Carers and patients are being failed by funding rules

This article is more than 7 months old

Lynne Collins responds to a report about Kate Garraway’s struggle to get essential care for her husband and shares her own experience

You report (11 September) on Kate Garraway “battling the system” to get her severely ill husband the care that he needs. Sadly, after decades of life-limiting illness, my husband died last year. I was his primary carer. I struggled to get an assessment for “continuing care” and, eventually, a nurse who had less knowledge than I did completed a tick-box exercise and decided that sending in contract carers to shower him in the morning and put him to bed at an unspecified hour was determined as a care package. It was highly unsuitable for his needs, which had become palliative.

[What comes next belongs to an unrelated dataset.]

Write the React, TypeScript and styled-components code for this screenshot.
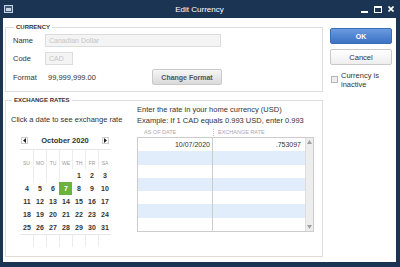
import styled, { createGlobalStyle } from 'styled-components';

const GlobalStyle = createGlobalStyle`
    body {
        margin: 0;
        font-family: 'Liberation Sans', Arial, sans-serif;
        color: #333333;
    }
    * {
        box-sizing: border-box;
    }
`;

const Window = styled.div`
    width: 400px;
    height: 267px;
    display: flex;
    flex-direction: column;
    background: #1c3453;
    padding: 0 4px 5px 3px;
`;

const TitleBar = styled.div`
    height: 18px;
    display: grid;
    grid-template-columns: 1fr auto 1fr;
    align-items: center;
    color: #ffffff;
`;

const Title = styled.div`
    font-size: 8px;
    padding-top: 1px;
`;

const Controls = styled.div`
    display: flex;
    justify-content: flex-end;
    align-items: center;
    gap: 6px;
    padding-right: 2px;
`;

const Body = styled.div`
    flex: 1;
    display: flex;
    gap: 7px;
    background: #ffffff;
    padding: 5px 4px 5px 2px;
`;

const Main = styled.div`
    width: 318px;
    display: flex;
    flex-direction: column;
    gap: 4px;
`;

const Group = styled.fieldset<{ $grow?: boolean }>`
    margin: 0;
    min-width: 0;
    border: 1px solid #dddddd;
    padding: ${p => (p.$grow ? '0 8px 6px 5px' : '3px 8px 6px 7px')};
    flex: ${p => (p.$grow ? 1 : 'none')};
`;

const Legend = styled.legend`
    font-size: 6px;
    font-weight: 700;
    color: #333333;
    padding: 0 2px;
    margin-left: 1px;
    line-height: 8px;
`;

const FieldRow = styled.div<{ $gap?: number }>`
    display: flex;
    align-items: center;
    margin-top: ${p => p.$gap ?? 0}px;
`;

const Label = styled.span`
    width: 32px;
    font-size: 7.5px;
    color: #333333;
`;

const Input = styled.div<{ $width: number }>`
    width: ${p => p.$width}px;
    height: 13px;
    border: 1px solid #dcdcdc;
    background: #f4f4f4;
    color: #c4c4c4;
    font-size: 7px;
    line-height: 11px;
    padding-left: 3px;
`;

const FormatValue = styled.span`
    width: 107px;
    padding-left: 3px;
    font-size: 7.5px;
    color: #333333;
`;

const GrayButton = styled.button<{ $width: number }>`
    width: ${p => p.$width}px;
    height: 16px;
    padding: 0;
    border: 1px solid #c9c9c9;
    border-radius: 2px;
    background: linear-gradient(#f6f6f6, #dadada);
    font-family: inherit;
    font-size: 7px;
    font-weight: 700;
    color: #555555;
`;

const Exchange = styled.div`
    display: flex;
    height: 100%;
`;

const CalendarSide = styled.div`
    width: 127px;
    padding-top: 10px;
`;

const Hint = styled.div`
    font-size: 7.5px;
    line-height: 11px;
    color: #333333;
    white-space: nowrap;
`;

const Calendar = styled.div`
    width: 91px;
    margin: 7px 0 0 9px;
`;

const MonthBar = styled.div`
    height: 16px;
    display: flex;
    align-items: center;
    justify-content: space-between;
    padding: 0 2px 0 1px;
`;

const Month = styled.span`
    font-size: 7.5px;
    font-weight: 700;
    color: #333333;
`;

const Arrow = styled.span`
    width: 7px;
    height: 7px;
    border: 1px solid #cccccc;
    display: flex;
    align-items: center;
    justify-content: center;
`;

const Days = styled.div`
    display: grid;
    grid-template-columns: repeat(7, 13px);
    border-top: 1px solid #e6e6e6;
    margin-top: 1px;
`;

const DayHead = styled.div`
    height: 19px;
    padding-bottom: 3px;
    display: flex;
    align-items: flex-end;
    justify-content: center;
    font-size: 5px;
    color: #9a9a9a;
    border-left: 1px solid #ececec;
    &:first-child {
        border-left: none;
    }
`;

const Day = styled.div<{ $selected?: boolean; $empty?: boolean; $first?: boolean; $topLine?: boolean }>`
    height: 13px;
    display: flex;
    align-items: center;
    justify-content: center;
    font-size: 7px;
    font-weight: 700;
    color: ${p => (p.$selected ? '#ffffff' : '#333333')};
    background: ${p => (p.$selected ? '#6cb33e' : 'transparent')};
    border-left: ${p => (p.$empty && !p.$first ? '1px solid #ececec' : '1px solid transparent')};
    border-top: ${p => (p.$topLine ? '1px solid #e6e6e6' : 'none')};
`;

const RateSide = styled.div`
    flex: 1;
`;

const ColumnHeads = styled.div`
    display: grid;
    grid-template-columns: 76px 1fr;
    height: 10px;
    margin-top: 1px;
    font-size: 5.5px;
    color: #aaaaaa;
    align-items: center;
`;

const ColumnHead = styled.span<{ $divider?: boolean }>`
    padding-left: ${p => (p.$divider ? 4 : 7)}px;
    border-left: ${p => (p.$divider ? '1px dotted #bbbbbb' : 'none')};
    line-height: 7px;
`;

const Table = styled.div`
    width: 177px;
    height: 95px;
    border: 1px solid #cccccc;
    display: flex;
`;

const Rows = styled.div`
    flex: 1;
    display: flex;
    flex-direction: column;
`;

const Row = styled.div<{ $alt: boolean }>`
    flex: 1;
    display: grid;
    grid-template-columns: 75px 1fr;
    background: ${p => (p.$alt ? '#e2edfc' : '#ffffff')};
    font-size: 7px;
    color: #333333;
`;

const Cell = styled.div<{ $first?: boolean }>`
    display: flex;
    align-items: center;
    justify-content: flex-end;
    padding-right: ${p => (p.$first ? 2 : 4)}px;
    border-right: ${p => (p.$first ? '1px solid #cccccc' : 'none')};
`;

const Scrollbar = styled.div`
    width: 8px;
    background: #ededed;
    border-left: 1px solid #dddddd;
    display: flex;
    flex-direction: column;
    justify-content: space-between;
    align-items: center;
    padding: 2px 0;
`;

const Side = styled.div`
    width: 62px;
    display: flex;
    flex-direction: column;
    padding-top: 5px;
`;

const OkButton = styled.button`
    height: 16px;
    padding: 0;
    border: 1px solid #3b6cb8;
    border-radius: 2px;
    background: linear-gradient(#6a9be0, #3d72c4);
    font-family: inherit;
    font-size: 7px;
    font-weight: 700;
    color: #ffffff;
`;

const CancelButton = styled(GrayButton)`
    margin-top: 5px;
    font-size: 7.5px;
    font-weight: 400;
    background: linear-gradient(#ffffff, #eeeeee);
    color: #333333;
`;

const CheckRow = styled.label`
    display: flex;
    align-items: flex-start;
    gap: 3px;
    margin-top: 6px;
    padding-left: 1px;
    font-size: 7.5px;
    line-height: 9px;
    color: #333333;
`;

const Box = styled.span`
    width: 7px;
    height: 7px;
    margin-top: 5px;
    flex: none;
    border: 1px solid #b5b5b5;
    background: #eeeeee;
`;

const weeks: (number | null)[][] = [
    [null, null, null, null, 1, 2, 3],
    [4, 5, 6, 7, 8, 9, 10],
    [11, 12, 13, 14, 15, 16, 17],
    [18, 19, 20, 21, 22, 23, 24],
    [25, 26, 27, 28, 29, 30, 31],
    [null, null, null, null, null, null, null],
];

const rates = [{ date: '10/07/2020', rate: '.753097' }];

const App = () => (
    <>
        <GlobalStyle />
        <Window>
            <TitleBar>
                <svg width="9" height="8" viewBox="0 0 9 8" style={{ marginLeft: 1 }}>
                    <rect x="0.5" y="0.5" width="8" height="7" fill="#3d5878" stroke="#c9d4e2" />
                    <rect x="2" y="3" width="5" height="3" fill="#c9d4e2" />
                </svg>
                <Title>Edit Currency</Title>
                <Controls>
                    <svg width="7" height="8" viewBox="0 0 7 8">
                        <rect x="0" y="6" width="7" height="2" fill="#ffffff" />
                    </svg>
                    <svg width="8" height="7" viewBox="0 0 8 7">
                        <rect x="0.5" y="0.5" width="7" height="6" fill="none" stroke="#ffffff" />
                        <rect x="0" y="0" width="8" height="2" fill="#ffffff" />
                    </svg>
                    <svg width="6" height="6" viewBox="0 0 6 6">
                        <path d="M0.5 0.5 L5.5 5.5 M5.5 0.5 L0.5 5.5" stroke="#ffffff" strokeWidth="1.6" />
                    </svg>
                </Controls>
            </TitleBar>
            <Body>
                <Main>
                    <Group>
                        <Legend>CURRENCY</Legend>
                        <FieldRow>
                            <Label>Name</Label>
                            <Input $width={176}>Canadian Dollar</Input>
                        </FieldRow>
                        <FieldRow $gap={5}>
                            <Label>Code</Label>
                            <Input $width={28}>CAD</Input>
                        </FieldRow>
                        <FieldRow $gap={4}>
                            <Label>Format</Label>
                            <FormatValue>99,999,999.00</FormatValue>
                            <GrayButton $width={70}>Change Format</GrayButton>
                        </FieldRow>
                    </Group>
                    <Group $grow>
                        <Legend>EXCHANGE RATES</Legend>
                        <Exchange>
                            <CalendarSide>
                                <Hint>Click a date to see exchange rate</Hint>
                                <Calendar>
                                    <MonthBar>
                                        <Arrow>
                                            <svg width="3" height="5" viewBox="0 0 3 5">
                                                <path d="M3 0 L0 2.5 L3 5 Z" fill="#222222" />
                                            </svg>
                                        </Arrow>
                                        <Month>October 2020</Month>
                                        <Arrow>
                                            <svg width="3" height="5" viewBox="0 0 3 5">
                                                <path d="M0 0 L3 2.5 L0 5 Z" fill="#222222" />
                                            </svg>
                                        </Arrow>
                                    </MonthBar>
                                    <Days>
                                        {['SU', 'MO', 'TU', 'WE', 'TH', 'FR', 'SA'].map(d => (
                                            <DayHead key={d}>{d}</DayHead>
                                        ))}
                                        {weeks.map((week, wi) =>
                                            week.map((day, di) => (
                                                <Day
                                                    key={`${wi}-${di}`}
                                                    $empty={day === null}
                                                    $first={di === 0}
                                                    $selected={day === 7}
                                                    $topLine={wi === weeks.length - 1}
                                                >
                                                    {day}
                                                </Day>
                                            ))
                                        )}
                                    </Days>
                                </Calendar>
                            </CalendarSide>
                            <RateSide>
                                <Hint>Enter the rate in your home currency (USD)</Hint>
                                <Hint>Example: If 1 CAD equals 0.993 USD, enter 0.993</Hint>
                                <ColumnHeads>
                                    <ColumnHead>AS OF DATE</ColumnHead>
                                    <ColumnHead $divider>EXCHANGE RATE</ColumnHead>
                                </ColumnHeads>
                                <Table>
                                    <Rows>
                                        {Array.from({ length: 7 }).map((_, i) => (
                                            <Row key={i} $alt={i % 2 === 1}>
                                                <Cell $first>{rates[i]?.date}</Cell>
                                                <Cell>{rates[i]?.rate}</Cell>
                                            </Row>
                                        ))}
                                    </Rows>
                                    <Scrollbar>
                                        <svg width="5" height="4" viewBox="0 0 5 4">
                                            <path d="M0 4 L2.5 0 L5 4 Z" fill="#a0a0a0" />
                                        </svg>
                                        <svg width="5" height="4" viewBox="0 0 5 4">
                                            <path d="M0 0 L2.5 4 L5 0 Z" fill="#a0a0a0" />
                                        </svg>
                                    </Scrollbar>
                                </Table>
                            </RateSide>
                        </Exchange>
                    </Group>
                </Main>
                <Side>
                    <OkButton>OK</OkButton>
                    <CancelButton $width={62}>Cancel</CancelButton>
                    <CheckRow>
                        <Box />
                        <span>
                            Currency is
                            <br />
                            inactive
                        </span>
                    </CheckRow>
                </Side>
            </Body>
        </Window>
    </>
);

export default App;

When it became impossible for my husband to be cared for at home, I reapplied and was awarded continuing care funding, but the reality was that he would have to go to an establishment contracted by the local clinical commissioning group, effectively dismissing his individual needs and removing choice. He was not, therefore, eligible for funding, not even partial, for nursing homes of a good quality. I gave up trying.

There are hundreds of thousands of unpaid carers in the UK. Many, like me, are of pension age and have their own long-term health conditions. Carers’ organisations try hard to help, but the rules on funding for continuing care are shrouded in obfuscation and, in my experience, are set up to fail seriously ill patients and their families.